Offbeat Beats: Owl Pharaoh, Travi$ Scott
Owl Pharaoh, Travi$ Scott: or maybe we really should have seen Travis Scott coming.
Offbeat Beats is a series that tries to bring to you and explore a variety of interesting and unique albums that you may not have heard of.
Following several reworks and and a year’s delay, Jacques Webster’s (stage name Travis Scott, formerly stylized Travi$ Scott) debut mixtape Owl Pharaoh dropped somewhat under the radar in 2013. Generally positively reviewed but not widely known of, what the underrated and under-appreciated mixtape did do was offer a taste, a glimpse, of the obviously immense talent of Travis Scott over the course of 14 tracks. Following his recent rise to fame in the wake of his latest album Birds in the Trap Sing McKnight, which debuted at number one on the billboard top 100, this seems as good of a time as any to look back on and shed some light at the half-buried debut of someone who might just become a quintessential part of the next generation of rappers.
Born and raised in Houston, Travis Scott started out in the industry as a Hip-Hop producer, dropping out of UT San-Antonio to pursue production full time. After bouncing around various cities, a chance meeting with T.I. in LA set him up with GOOD Music - Kanye West’s record label - and the rest, as they say, is history. Having been brought on to work of Cruel Winter and Yeezus, the mixtape morphed from an indie attempted breakout project to a star-studded and reworked roll-out-the-red-carpet for someone clearly heading for superstardom. From it’s cast list to its musical inspirations to its lofty ambitions, Owl Pharaoh is quite the debut tape. Wide ranging and high reaching, Travis Scott and the enormous army of supporting talent assembled something just bursting at the seems with talent, ideas, personality, originality. It’s not a cohesive, more narrative driven piece, but that’s not the point; as a producer and a rapper and a artist as a whole there aren’t many full-stops in your affirmation as an artist as clear as this album.

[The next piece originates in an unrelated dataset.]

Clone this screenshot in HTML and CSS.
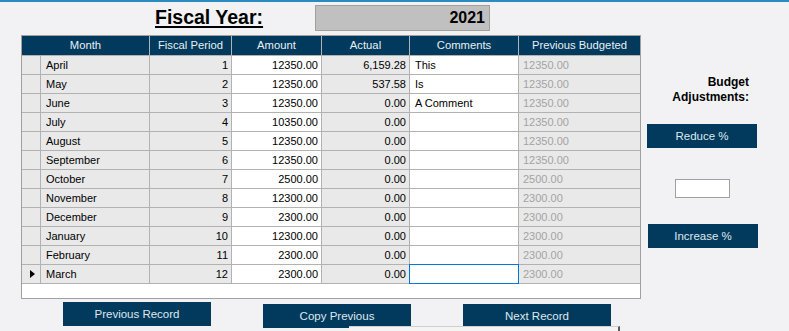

Owl Pharaoh blurs so many lines, throws so many different ideas at you, that the album’s mesmerizing in the way that it shifts and flows and never lets itself be pinned down. It’s in some ways like a Kanye album, how it just hurls ego and hubris at you in equal measures; it’s in some ways like a Man on the Moon / 808s and Heartbreak era album, with its sense of melody and use of vocal manipulations; it’s almost in some ways like a mid-2000s album from London, with it’s pounding dancehall-inspired bass lines and liberal use of patois. It’s the sort of album that backs-to-backs ‘Hell of a Night’ which turns from a Fleet Foxes sample cum auto-tuned-vocal ballad into a pounding twisted dance track, with ‘Blocka La Flame’ a remix and rework of Pusha T single ‘Blocka’. There’s something to be said about albums and artists like this, self-control and self-belief drenched who aren't afraid to take risks on songs and even more risks on wider projects. ‘Dance On the Moon’ is a pounding, cult classic, banger; ‘Drive’ is a narrative-driven, contemplative, introspective exploration of life tied to haunting synth-driven James Fauntleroy hook. Travis Scott shows off so many different ideas, and the artistic desire to try all of them, that him and the project are equally striking. So why not roll out the red carpet, maybe he really is one of the next big things.